In response to ISIS’ statement listing names of Muslim clerics whom they accused of apostasy from Islam and calling on pious Muslims to kill them, Al-Azhar’s Observatory, established in 2015 to monitor extremist rhetoric, issued a statement on February 21 criticizing the group for equating the blood of Muslim clerics with the blood of non-Muslims.

After the Palm Sunday church bombings in Alexandria and Tanta, Muslim preacher Wagdi Ghoneim, a Salafi imam living in exile in Qatar, broadcast a video stating that Coptic Christians “deserved” what they got, saying the bombing was punishment for Christians’ support for President al-Sisi, one of a series of videos he produced calling for the killing of Coptic Christians, condemning al-Sisi as an apostate from Islam, and calling for the overthrow of the government. A court sentenced Ghoneim to death in absentia on April 30 for “creating a terrorist cell.”

Reports of societal anti-Semitism and incitement to commit violence against Jews continued, particularly by Muslim clerics.

On March 27, Sheikh Abd Al-Wahhab Al-Maligi, a Muslim cleric, appeared on Al-Seha wa Al-Jamal TV defending female genital mutilation and said that Jews had been the first to criticize the practice because they did “not want Islam or the Muslims to be pure, developed, and civilized.” He pointed to the debunked Protocols of the Elders of Zion as support for his argument.

On July 20, Al-Azhar University professor of Islamic law Ahmed Karima appeared on Palestinian television calling for armed jihad against the “Zionist gang” who were “raised on aggression, theft, and plundering,” and encouraged armed jihad against Jews.

In videotaped sermons on August 4 and August 11, Muslim cleric Sayed Ahmed Ali cited a hadith (tradition) quoting the Prophet Muhammad saying, “Judgment Day will not come until the Muslims fight the Jews. The Muslims will kill them, and the Jews will hide behind trees and rocks, but the trees and rocks will call: ‘Oh, Muslim, oh servant of Allah, there is a Jew behind me, come and kill him!’” Sayed subsequently cried out, “Oh, Allah, bring us that day of battle with the Jews! Bring us that day of battle with the Jews!”

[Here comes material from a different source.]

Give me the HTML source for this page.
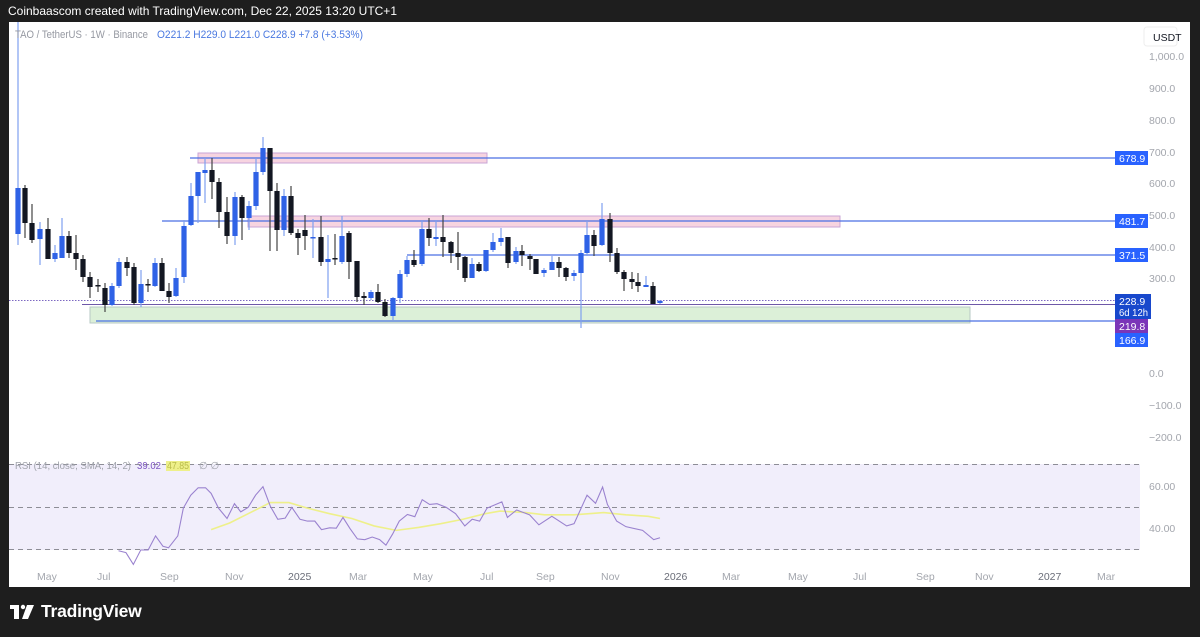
<!DOCTYPE html>
<html><head><meta charset="utf-8"><style>
html,body{margin:0;padding:0;background:#1e1e1e;width:1200px;height:637px;overflow:hidden;font-family:"Liberation Sans",sans-serif}
#hdr{position:absolute;left:8px;top:4px;color:#fff;font-size:12px}
#chart{position:absolute;left:9px;top:22px;width:1181px;height:565px;background:#fff}
#tv{position:absolute;left:41px;top:601px;color:#fff;font-size:17.5px;font-weight:bold;letter-spacing:-0.2px}
</style></head><body>
<div id="hdr">Coinbaascom created with TradingView.com, Dec 22, 2025 13:20 UTC+1</div>
<div id="chart"></div>
<svg width="1200" height="637" style="position:absolute;left:0;top:0" font-family="Liberation Sans, sans-serif">
<rect x="9" y="464" width="1131" height="86" fill="#f1eefb"/>
<g stroke="#8d8d96" stroke-dasharray="5,4" stroke-width="1">
<line x1="9" y1="464.5" x2="1140" y2="464.5"/><line x1="9" y1="507.5" x2="1140" y2="507.5"/><line x1="9" y1="549.5" x2="1140" y2="549.5"/>
</g>
<rect x="198" y="153" width="289" height="10" fill="#f7d4e0" stroke="#c9a4d6" stroke-width="1"/>
<rect x="248" y="216" width="592" height="11" fill="#f7d4e0" stroke="#c9a4d6" stroke-width="1"/>
<rect x="90" y="307" width="880" height="16" fill="#dcf0d8" stroke="#b7c9c4" stroke-width="1"/>
<g stroke="#4a6fe3" stroke-width="1.2">
<line x1="190" y1="158" x2="1116" y2="158"/>
<line x1="162" y1="221" x2="1116" y2="221"/>
<line x1="407" y1="255" x2="1116" y2="255"/>
<line x1="96" y1="321" x2="1116" y2="321"/>
</g>
<line x1="82" y1="304.5" x2="1116" y2="304.5" stroke="#6e58a8" stroke-width="1"/>
<line x1="9" y1="300.5" x2="1116" y2="300.5" stroke="#7d68c2" stroke-width="1" stroke-dasharray="1.5,1.5"/>
<g id="candles"></g>
<g transform="translate(100,460) scale(0.37037)" fill="none">
<polyline vector-effect="non-scaling-stroke" stroke="#eef08a" stroke-width="1.6" points="300,188 350,170 400,145 460,115 510,115 560,130 620,145 680,158 740,178 800,190 860,182 920,172 980,160 1040,145 1080,138 1150,142 1200,148 1280,148 1360,142 1420,148 1480,152 1512,158"/>
<polyline vector-effect="non-scaling-stroke" stroke="#9a82cf" stroke-width="1.1" points="50,245 70,250 90,282 110,243 130,243 150,205 170,233 185,237 210,205 225,130 245,95 265,75 285,75 300,90 320,130 343,158 363,118 380,140 400,128 420,95 440,72 460,125 480,160 500,157 518,128 540,160 560,165 580,165 598,188 620,183 638,184 656,155 675,185 695,213 715,215 735,208 755,215 772,230 790,200 808,165 830,147 850,153 870,107 890,120 910,118 935,128 960,145 985,178 1005,160 1025,165 1045,130 1085,113 1100,155 1125,135 1160,148 1185,175 1220,152 1260,178 1280,172 1315,95 1338,117 1357,73 1370,120 1395,165 1420,180 1465,190 1495,215 1512,210"/>
</g>
<text x="15" y="38" font-size="11" fill="#9598a1" textLength="133" lengthAdjust="spacingAndGlyphs">TAO / TetherUS · 1W · Binance</text>
<text x="157" y="38" font-size="11" fill="#4a78e0" textLength="206" lengthAdjust="spacingAndGlyphs">O221.2  H229.0  L221.0  C228.9  +7.8 (+3.53%)</text>
<text x="15" y="469" font-size="10" fill="#a0a3ab" textLength="116" lengthAdjust="spacingAndGlyphs">RSI (14, close, SMA, 14, 2)</text>
<text x="137" y="469" font-size="10" fill="#7e57c2" textLength="24" lengthAdjust="spacingAndGlyphs">39.02</text>
<rect x="166" y="461" width="24" height="10" fill="#eef08a"/>
<text x="167" y="469" font-size="10" fill="#b9bc4a" textLength="22" lengthAdjust="spacingAndGlyphs">47.85</text>
<text x="199" y="469" font-size="10" fill="#a0a3ab">∅ ∅</text>
<rect x="1144" y="27" width="33" height="19" rx="3" fill="#fff" stroke="#eee"/>
<text x="1153" y="41" font-size="10.5" fill="#131722">USDT</text>
<g font-size="10.5" fill="#a3a6ad">
<text x="1149" y="60">1,000.0</text><text x="1149" y="92">900.0</text><text x="1149" y="124">800.0</text>
<text x="1149" y="156">700.0</text><text x="1149" y="187">600.0</text><text x="1149" y="219">500.0</text>
<text x="1149" y="251">400.0</text><text x="1149" y="282">300.0</text><text x="1149" y="377">0.0</text>
<text x="1149" y="409">−100.0</text><text x="1149" y="441">−200.0</text>
<text x="1149" y="490">60.00</text><text x="1149" y="532">40.00</text>
</g>
<g font-size="10.5" fill="#fff">
<rect x="1115" y="151" width="33" height="14" fill="#2962ff"/><text x="1119" y="162">678.9</text>
<rect x="1115" y="214" width="33" height="14" fill="#2962ff"/><text x="1119" y="225">481.7</text>
<rect x="1115" y="248" width="33" height="14" fill="#2962ff"/><text x="1119" y="259">371.5</text>
<rect x="1115" y="294" width="36" height="25" fill="#1848cc"/><text x="1119" y="305">228.9</text><text x="1119" y="316" textLength="29" lengthAdjust="spacingAndGlyphs">6d 12h</text>
<rect x="1115" y="319" width="33" height="14" fill="#7b36b8"/><text x="1119" y="330">219.8</text>
<rect x="1115" y="333" width="33" height="14" fill="#2962ff"/><text x="1119" y="344">166.9</text>
</g>
<g font-size="10.5" fill="#a3a6ad">
<text x="37" y="580">May</text><text x="97" y="580">Jul</text><text x="160" y="580">Sep</text><text x="225" y="580">Nov</text>
<text x="288" y="580" fill="#6a6d78">2025</text><text x="349" y="580">Mar</text><text x="413" y="580">May</text><text x="480" y="580">Jul</text>
<text x="536" y="580">Sep</text><text x="601" y="580">Nov</text><text x="664" y="580" fill="#6a6d78">2026</text><text x="722" y="580">Mar</text>
<text x="788" y="580">May</text><text x="853" y="580">Jul</text><text x="916" y="580">Sep</text><text x="975" y="580">Nov</text>
<text x="1038" y="580" fill="#6a6d78">2027</text><text x="1097" y="580">Mar</text>
</g>
<g fill="#fff"><rect x="10" y="605" width="9" height="4"/><rect x="14" y="605" width="5" height="14"/><circle cx="23" cy="607" r="2.2"/><path d="M27 605 H34 L28 619 H22 Z"/></g>
</svg>
<div id="tv">TradingView</div>
<script>
var B="#2f62e6",K="#131722";
var d=[[18,188,234,22,245,B],[25,188,223,185,238,K],[32,223,240,204,243,K],[40,229,239,222,265,B],[48,229,259,218,259,K],[55,253,259,245,262,B],[62,236,258,218,258,B],[69,236,253,231,258,K],[76,253,259,235,270,K],[83,259,277,255,282,K],[90,277,287,272,298,K],[98,285,286,279,292,K],[105,288,305,283,312,K],[112,286,305,283,306,B],[119,262,286,258,288,B],[127,262,268,257,276,K],[134,267,303,263,305,K],[141,284,303,270,307,B],[148,284,285,279,292,K],[155,263,286,258,287,B],[162,263,291,258,291,K],[169,291,297,283,303,K],[176,278,296,268,297,B],[184,226,277,220,283,B],[191,196,225,183,226,B],[198,172,196,172,223,B],[205,170,173,158,203,B],[212,170,182,158,199,K],[219,182,212,178,228,K],[227,212,236,197,244,K],[235,197,236,192,245,B],[242,197,218,195,240,K],[249,206,218,201,230,B],[256,172,206,158,210,B],[263,148,172,137,175,B],[270,148,191,148,251,K],[277,191,230,183,251,K],[284,196,230,189,236,B],[291,196,233,186,235,K],[298,233,238,229,255,K],[305,230,236,215,250,K],[313,237,238,219,258,B],[321,237,262,216,266,K],[328,259,262,235,298,B],[335,258,259,234,265,K],[342,236,262,216,264,B],[349,233,262,231,279,K],[357,261,297,261,302,K],[364,296,298,292,305,K],[371,292,298,290,300,B],[378,292,302,284,303,K],[385,302,316,299,317,K],[393,298,316,297,320,B],[400,274,298,270,303,B],[407,260,274,256,277,B],[414,260,265,250,267,K],[422,229,264,220,266,B],[429,229,238,218,246,K],[436,237,239,220,246,B],[443,237,242,215,257,K],[451,242,253,241,263,K],[458,253,257,232,270,K],[465,257,278,256,282,K],[472,264,278,258,278,B],[479,264,271,262,272,K],[486,250,271,250,272,B],[493,242,250,233,252,B],[501,238,242,228,246,B],[508,237,263,237,268,K],[516,251,262,247,264,B],[522,251,255,245,266,K],[530,256,259,254,270,K],[536,259,274,259,274,K],[544,270,273,268,277,B],[552,262,270,256,270,B],[559,262,268,257,277,K],[566,268,277,267,281,K],[574,273,276,270,281,B],[581,253,273,250,328,B],[587,235,253,221,256,B],[594,235,246,230,256,K],[602,219,245,203,246,B],[610,219,253,213,262,K],[617,253,272,248,274,K],[624,272,279,270,291,K],[632,279,282,272,289,K],[638,282,286,273,292,K],[646,285,287,276,287,B],[653,286,304,282,304,K],[660,301,303,300,304,B]];
var s="";d.forEach(function(c){var wc=c[5]==B?"#7fa0ef":"#444";s+='<line x1="'+c[0]+'" x2="'+c[0]+'" y1="'+c[3]+'" y2="'+c[4]+'" stroke="'+wc+'" stroke-width="1.2"/>';var h=Math.max(1.5,c[2]-c[1]);s+='<rect x="'+(c[0]-2.6)+'" y="'+c[1]+'" width="5.2" height="'+h+'" fill="'+c[5]+'"/>';});
document.getElementById("candles").innerHTML=s;
</script>
</body></html>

Following the President’s announcement recognizing Jerusalem as Israel’s capital, some newspapers published anti-Semitic editorial cartoons suggesting Jewish and Israeli domination of U.S. policies and politics. Copies of anti-Semitic literature, including translations of Mein Kampf, were widely available for purchase.

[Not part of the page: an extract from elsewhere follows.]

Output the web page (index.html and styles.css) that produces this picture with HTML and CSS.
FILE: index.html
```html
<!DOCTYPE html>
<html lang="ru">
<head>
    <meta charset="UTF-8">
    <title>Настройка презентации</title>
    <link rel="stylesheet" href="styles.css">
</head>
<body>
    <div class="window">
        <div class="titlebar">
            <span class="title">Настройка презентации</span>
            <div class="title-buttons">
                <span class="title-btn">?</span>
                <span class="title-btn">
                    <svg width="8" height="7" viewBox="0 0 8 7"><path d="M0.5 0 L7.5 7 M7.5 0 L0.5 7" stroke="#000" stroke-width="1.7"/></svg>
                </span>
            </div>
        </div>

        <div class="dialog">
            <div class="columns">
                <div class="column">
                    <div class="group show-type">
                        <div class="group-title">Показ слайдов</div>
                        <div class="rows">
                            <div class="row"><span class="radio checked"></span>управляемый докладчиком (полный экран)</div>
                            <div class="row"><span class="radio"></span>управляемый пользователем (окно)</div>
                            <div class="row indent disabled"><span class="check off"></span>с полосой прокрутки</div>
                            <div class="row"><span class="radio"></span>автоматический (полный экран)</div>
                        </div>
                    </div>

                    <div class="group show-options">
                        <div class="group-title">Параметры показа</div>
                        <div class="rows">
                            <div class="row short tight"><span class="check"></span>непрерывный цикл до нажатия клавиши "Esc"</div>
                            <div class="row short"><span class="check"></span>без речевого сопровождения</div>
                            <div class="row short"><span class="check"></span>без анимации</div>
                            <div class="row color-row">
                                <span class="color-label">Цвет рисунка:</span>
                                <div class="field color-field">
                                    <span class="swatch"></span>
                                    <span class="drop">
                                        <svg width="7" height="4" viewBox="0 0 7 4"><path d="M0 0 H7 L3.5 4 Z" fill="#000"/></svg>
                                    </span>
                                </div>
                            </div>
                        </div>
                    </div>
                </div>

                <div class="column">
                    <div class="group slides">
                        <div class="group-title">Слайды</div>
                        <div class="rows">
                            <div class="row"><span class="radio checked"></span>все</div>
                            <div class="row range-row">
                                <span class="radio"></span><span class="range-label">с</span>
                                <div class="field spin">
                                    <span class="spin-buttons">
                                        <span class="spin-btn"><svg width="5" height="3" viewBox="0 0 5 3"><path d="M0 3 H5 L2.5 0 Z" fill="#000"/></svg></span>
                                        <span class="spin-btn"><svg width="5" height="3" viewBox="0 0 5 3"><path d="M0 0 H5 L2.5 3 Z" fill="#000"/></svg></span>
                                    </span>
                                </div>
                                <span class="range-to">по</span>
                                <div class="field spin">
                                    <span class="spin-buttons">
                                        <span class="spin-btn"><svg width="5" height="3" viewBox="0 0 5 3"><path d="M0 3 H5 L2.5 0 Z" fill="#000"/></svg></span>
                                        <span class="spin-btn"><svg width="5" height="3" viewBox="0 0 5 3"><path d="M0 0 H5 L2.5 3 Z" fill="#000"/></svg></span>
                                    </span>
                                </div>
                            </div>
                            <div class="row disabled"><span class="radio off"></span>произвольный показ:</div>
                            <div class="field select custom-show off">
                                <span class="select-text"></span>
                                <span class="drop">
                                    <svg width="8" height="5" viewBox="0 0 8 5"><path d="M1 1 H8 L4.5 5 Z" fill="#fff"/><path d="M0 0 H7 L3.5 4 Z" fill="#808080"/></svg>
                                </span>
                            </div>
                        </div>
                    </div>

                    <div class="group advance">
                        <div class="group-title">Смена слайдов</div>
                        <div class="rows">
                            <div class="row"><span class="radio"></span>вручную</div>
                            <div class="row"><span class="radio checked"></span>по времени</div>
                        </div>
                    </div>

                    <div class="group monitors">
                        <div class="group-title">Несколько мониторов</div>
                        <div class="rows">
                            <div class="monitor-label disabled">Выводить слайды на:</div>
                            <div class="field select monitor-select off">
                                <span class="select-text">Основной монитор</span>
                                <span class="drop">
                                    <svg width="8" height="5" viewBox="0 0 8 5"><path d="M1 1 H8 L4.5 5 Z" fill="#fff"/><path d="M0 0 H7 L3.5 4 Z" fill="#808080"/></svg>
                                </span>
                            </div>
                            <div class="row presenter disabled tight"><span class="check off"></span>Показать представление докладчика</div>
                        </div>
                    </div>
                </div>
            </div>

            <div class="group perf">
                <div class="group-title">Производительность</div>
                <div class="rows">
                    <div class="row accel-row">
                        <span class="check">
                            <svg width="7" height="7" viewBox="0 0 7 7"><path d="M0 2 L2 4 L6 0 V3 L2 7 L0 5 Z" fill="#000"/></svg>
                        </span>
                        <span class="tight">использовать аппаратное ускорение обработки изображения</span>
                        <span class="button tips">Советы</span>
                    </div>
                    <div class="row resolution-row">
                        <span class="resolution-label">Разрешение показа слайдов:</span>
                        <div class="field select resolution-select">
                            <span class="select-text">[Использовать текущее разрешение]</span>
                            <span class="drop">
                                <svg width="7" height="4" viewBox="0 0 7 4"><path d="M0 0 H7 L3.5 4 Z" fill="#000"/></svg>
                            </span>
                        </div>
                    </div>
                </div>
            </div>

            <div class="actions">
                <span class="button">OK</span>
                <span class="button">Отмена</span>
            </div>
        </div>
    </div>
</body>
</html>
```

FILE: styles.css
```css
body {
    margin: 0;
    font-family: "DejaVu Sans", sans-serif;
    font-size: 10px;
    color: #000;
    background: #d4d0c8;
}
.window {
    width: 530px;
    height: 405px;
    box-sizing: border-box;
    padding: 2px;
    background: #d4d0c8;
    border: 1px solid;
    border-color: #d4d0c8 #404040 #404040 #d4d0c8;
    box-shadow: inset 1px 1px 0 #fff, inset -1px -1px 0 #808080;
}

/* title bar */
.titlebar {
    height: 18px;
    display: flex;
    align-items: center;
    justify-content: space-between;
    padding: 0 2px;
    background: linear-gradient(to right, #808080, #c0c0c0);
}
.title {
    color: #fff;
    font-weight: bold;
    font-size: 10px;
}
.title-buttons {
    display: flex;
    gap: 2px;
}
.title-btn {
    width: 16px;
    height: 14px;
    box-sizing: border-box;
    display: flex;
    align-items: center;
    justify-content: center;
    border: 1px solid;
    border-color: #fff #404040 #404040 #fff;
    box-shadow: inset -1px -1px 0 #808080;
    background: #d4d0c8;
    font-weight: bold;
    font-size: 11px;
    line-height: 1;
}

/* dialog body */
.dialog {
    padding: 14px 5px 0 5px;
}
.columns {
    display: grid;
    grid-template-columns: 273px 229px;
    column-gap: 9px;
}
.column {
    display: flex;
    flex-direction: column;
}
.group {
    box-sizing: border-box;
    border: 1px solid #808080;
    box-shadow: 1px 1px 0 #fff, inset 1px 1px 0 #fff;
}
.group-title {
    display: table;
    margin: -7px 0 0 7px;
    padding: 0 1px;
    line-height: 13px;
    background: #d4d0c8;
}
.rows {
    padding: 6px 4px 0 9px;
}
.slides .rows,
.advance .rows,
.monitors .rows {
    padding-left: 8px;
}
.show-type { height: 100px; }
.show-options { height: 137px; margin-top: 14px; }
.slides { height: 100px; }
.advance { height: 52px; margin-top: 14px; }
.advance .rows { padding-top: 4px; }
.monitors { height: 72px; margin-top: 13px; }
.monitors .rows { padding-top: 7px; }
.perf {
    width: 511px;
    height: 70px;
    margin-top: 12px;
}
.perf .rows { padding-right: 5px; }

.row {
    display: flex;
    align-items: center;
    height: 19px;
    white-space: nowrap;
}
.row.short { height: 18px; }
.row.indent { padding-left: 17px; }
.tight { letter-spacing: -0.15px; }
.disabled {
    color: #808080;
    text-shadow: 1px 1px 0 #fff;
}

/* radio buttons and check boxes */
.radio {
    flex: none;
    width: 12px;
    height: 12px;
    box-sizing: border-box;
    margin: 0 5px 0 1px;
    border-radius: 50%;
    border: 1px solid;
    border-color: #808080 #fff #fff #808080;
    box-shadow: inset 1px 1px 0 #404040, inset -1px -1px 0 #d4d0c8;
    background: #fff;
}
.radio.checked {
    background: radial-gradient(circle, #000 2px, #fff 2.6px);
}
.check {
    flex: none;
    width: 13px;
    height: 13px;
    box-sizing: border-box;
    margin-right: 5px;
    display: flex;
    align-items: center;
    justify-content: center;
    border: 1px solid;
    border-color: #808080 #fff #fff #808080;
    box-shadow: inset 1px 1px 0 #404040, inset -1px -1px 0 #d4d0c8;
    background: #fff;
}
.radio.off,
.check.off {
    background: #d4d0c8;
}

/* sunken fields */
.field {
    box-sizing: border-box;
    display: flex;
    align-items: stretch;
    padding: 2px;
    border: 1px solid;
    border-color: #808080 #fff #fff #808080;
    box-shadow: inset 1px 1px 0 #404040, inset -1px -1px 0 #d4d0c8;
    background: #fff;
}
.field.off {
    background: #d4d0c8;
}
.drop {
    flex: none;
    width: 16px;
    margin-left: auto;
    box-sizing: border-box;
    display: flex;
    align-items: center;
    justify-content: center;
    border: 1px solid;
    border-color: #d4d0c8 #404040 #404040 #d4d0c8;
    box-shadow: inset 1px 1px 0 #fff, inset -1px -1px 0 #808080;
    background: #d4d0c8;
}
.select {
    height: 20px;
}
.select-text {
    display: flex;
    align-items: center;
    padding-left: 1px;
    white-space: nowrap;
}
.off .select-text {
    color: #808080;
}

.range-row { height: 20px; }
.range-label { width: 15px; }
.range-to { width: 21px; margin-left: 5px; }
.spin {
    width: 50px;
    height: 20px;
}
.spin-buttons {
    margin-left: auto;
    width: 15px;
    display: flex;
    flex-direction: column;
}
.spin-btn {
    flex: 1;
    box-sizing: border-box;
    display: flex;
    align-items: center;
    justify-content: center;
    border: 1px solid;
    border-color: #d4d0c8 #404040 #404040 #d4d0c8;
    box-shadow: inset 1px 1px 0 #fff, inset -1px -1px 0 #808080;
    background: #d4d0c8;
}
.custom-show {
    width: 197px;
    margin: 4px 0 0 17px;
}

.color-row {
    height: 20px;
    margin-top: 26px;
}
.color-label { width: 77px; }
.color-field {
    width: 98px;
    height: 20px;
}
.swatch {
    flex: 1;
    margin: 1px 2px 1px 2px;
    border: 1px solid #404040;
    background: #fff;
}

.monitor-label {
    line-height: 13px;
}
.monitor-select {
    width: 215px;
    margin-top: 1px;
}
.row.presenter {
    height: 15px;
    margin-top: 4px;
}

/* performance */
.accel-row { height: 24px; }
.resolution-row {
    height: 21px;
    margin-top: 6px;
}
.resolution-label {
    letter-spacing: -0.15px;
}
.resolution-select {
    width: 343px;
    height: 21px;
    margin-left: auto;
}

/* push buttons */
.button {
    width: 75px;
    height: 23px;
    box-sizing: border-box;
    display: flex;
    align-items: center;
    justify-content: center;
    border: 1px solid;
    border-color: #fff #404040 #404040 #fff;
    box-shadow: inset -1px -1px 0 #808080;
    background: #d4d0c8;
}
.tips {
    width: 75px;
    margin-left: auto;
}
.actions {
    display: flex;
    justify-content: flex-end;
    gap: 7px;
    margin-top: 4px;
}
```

Anti-Shia rhetoric continued as well. On February 11, cleric Muhammad Al-Zoghbi called Shia Muslims “criminal rafidites,” (a slur for Shia, meaning “rejectionists”) for killing Sunnis in Iraq and Syria in an interview televised on Al-Rahma TV. “I tell you, these are filthy people! They are nothing like the Sunnis,” he said after recounting a story he said he had heard about Ayatollah Khomeini allegedly having sex with a five-year-old girl and later justifying the act as permitted in Islam.

Sunni cleric Sameh Abdel Hameed Hamouda called on the government to demolish the Al-Hussein mosque in Cairo, the shrine believed by many to contain the head of Prophet Muhammad’s grandson Imam Al-Hussein, a revered figure for Shia Muslims. Sameh accused Shia of lying about the presence of the relic in an effort to “exploit this mosque to spread Shiism and invade Egypt with their heresies and deviations,” adding, “ignorant people come to this shrine to practice all types of polytheism and heresies.”

In December lawyer and frequent talk show guest Nabih al-Wahsh called for women to be raped if they did not comply with traditional Islamic standards of modesty. ‎The National Security Emergency Misdemeanor Court subsequently sentenced him to three years in jail on charges of threatening public order and security, as well as incitement to harm citizens.

During a televised talk show, the president of a Coptic human rights organization, Naguib Gabriel, called in and described Jehovah’s Witnesses as Zionists and called on all of the country’s Christians not to invite Jehovah’s Witnesses into their homes.